Second session (6-8 weeks later): Now that the hair has been lifted once, the stylist can go back in and hit those same strands to get them to that pale yellow stage. That is when the ash brown will finally pop.

It’s a marathon.

Steps for Success

  1. Check your history. If you have old permanent color on your ends, tell your stylist. They need to know so they can use a lower volume developer or a specialized lightener.
  2. The "White Paper" Test. When you're in the chair, hold a piece of white paper next to your face. If the ash brown highlights in dark brown hair look too "blue" against the paper, the toner is too strong. If they look "gold," the hair wasn't lifted enough.
  3. Invest in a Gloss.
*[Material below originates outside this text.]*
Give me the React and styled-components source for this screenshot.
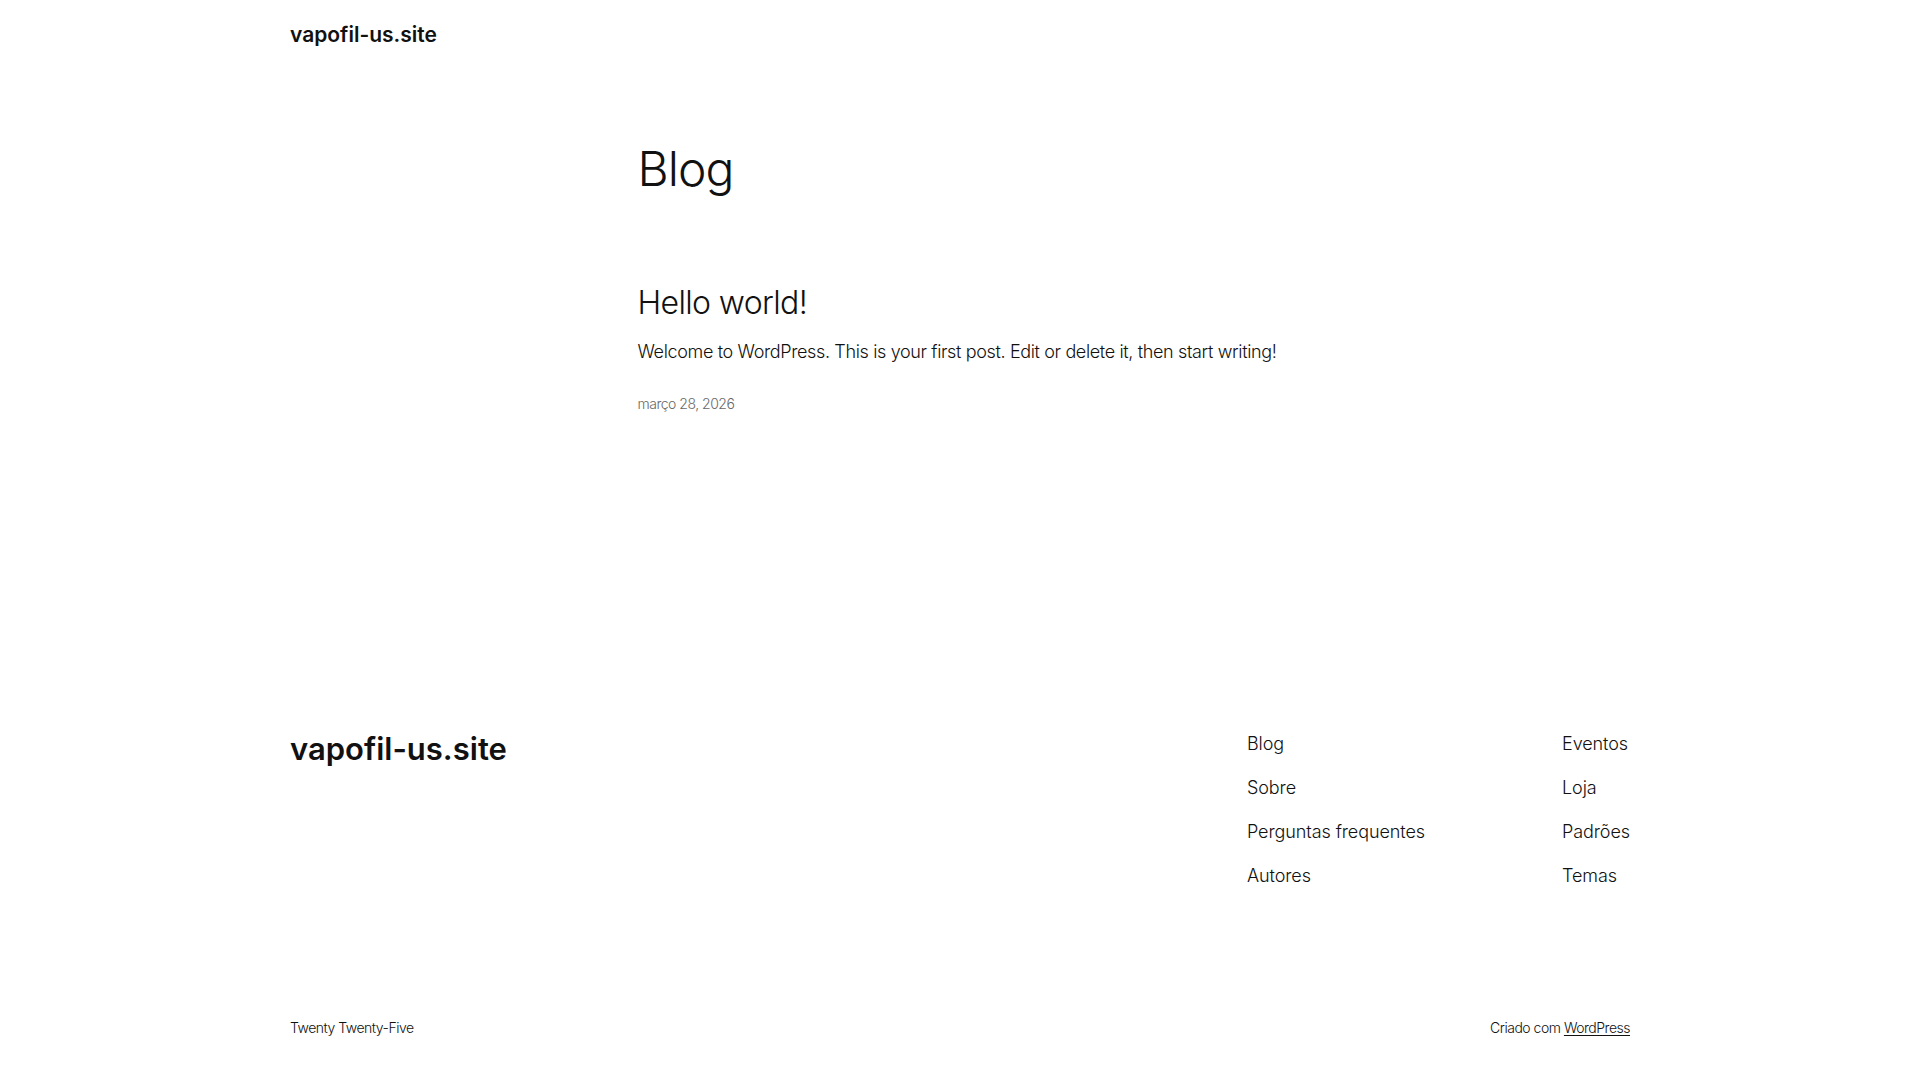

Plan to return to the salon every 4-6 weeks for a "toner refresh" or "gloss." It’s cheaper than a full highlight appointment (usually $50-$100) and it keeps the ash looking crisp.
  4. Heat Protection. Heat is the enemy of cool tones. If you flat iron your hair at 450 degrees, you are literally cooking the toner out of the strand. Drop the temp to 320.

Ash brown is more than just a color; it’s a commitment to a specific aesthetic that requires discipline. It’s moody, it’s sophisticated, and when done right, it’s arguably the most beautiful way to wear dark hair. Just don't expect it to happen in a sixty-minute "express" appointment. Quality takes time, and cool tones take even longer.